NASA's Mars rover Curiosity has already achieved its initial mission, proving that the Red Planet could have once sustained life, but one scientist says its greatest accomplishments could be in the year ahead.
"It is all part of the evolution of our understanding of Mars," Lisa May, NASA's lead program executive for Mars, told Computerworld. "We are going chapter by chapter of your favorite mystery novel, making progress to understand, what was it like, was anything there and where did the water go? With Curiosity ... we're peeling away the layers of a very complex story of a planet that could have been a sibling, if not a twin to Earth, at some point."
NASA's super rover, Curiosity, hits its second anniversary working on the Red Planet and has a series of scientific accomplishments under its belt. (Image: NASA)
Curiosity hit a major milestone this week.
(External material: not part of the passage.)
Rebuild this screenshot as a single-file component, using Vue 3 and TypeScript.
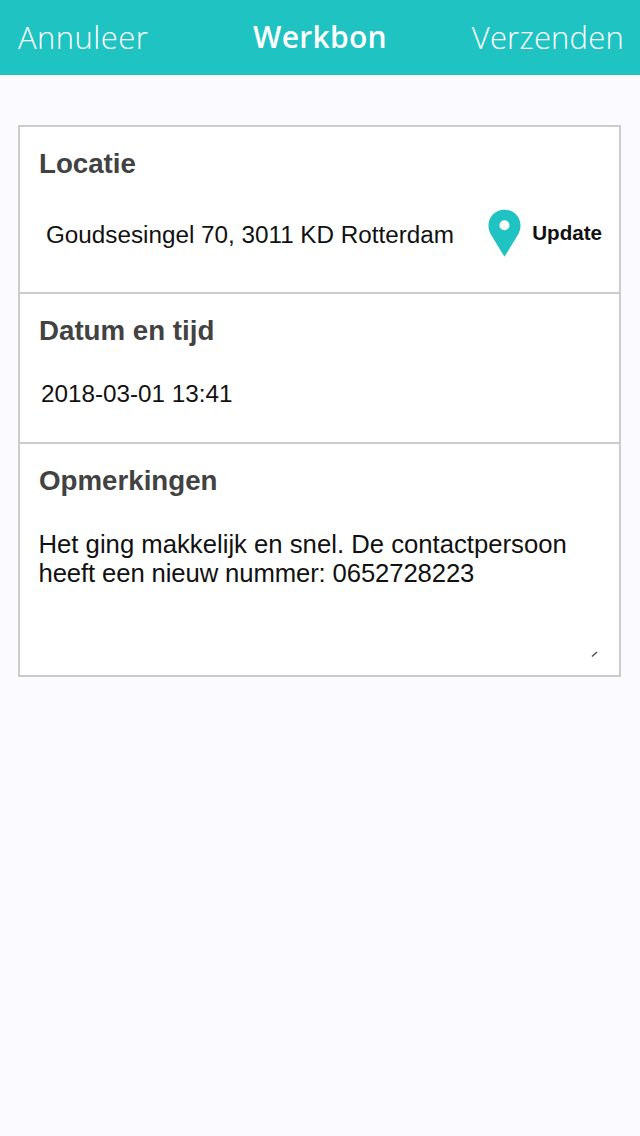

The nuclear-powered, SUV-sized super rover landed on the surface of Mars on Aug. 5, 2012 PDT ( Aug. 6, 2012, EDT).
For two years, the robotic rover has worked on Mars, searching for signs that the planet ever held life, even in microbial form. It also signifies that Curiosity had made it through its initial mission, which lasted the length of one Martian year, or about 687 days.
That doesn't mean that scientists are finished with Curiosity. May said NASA will work with the rover as long as it's still functioning.
"Curiosity has already met its mission success criteria, but there's always the intention of continuing as long as our spacecraft lets us," May said. "We have spent $2.5 billion to send this spacecraft to Mars, and we'll use it to learn and explore as long as we can."
After a journey of more than eight months and traveling a distance of 350 million miles, Curiosity used a supersonic parachute, a tether and rockets to safely alight on Mars. NASA scientists called the time from when the spacecraft entered the Martian atmosphere to when it touched down on the planet's surface, " seven minutes of terror" because a 14-minute communication delay between a signal from Mars reaching the Earth meant they had no idea what was happening during that time.
Once it was safely on the ground, scientists and engineers quickly set Curiosity to work, and in the past two years, the rover has made significant progress working on Mars.
Here are the top five scientific discoveries Curiosity has made so far:
1.Ancient Mars could have held life: Thanks to Curiosity, scientists found that ancient Mars likely had the right chemistry to support living microbes, according to NASA. By drilling into Martian rocks, the rover discovered what are believed to be the key ingredients for life — carbon, hydrogen, oxygen, phosphorus and sulfur.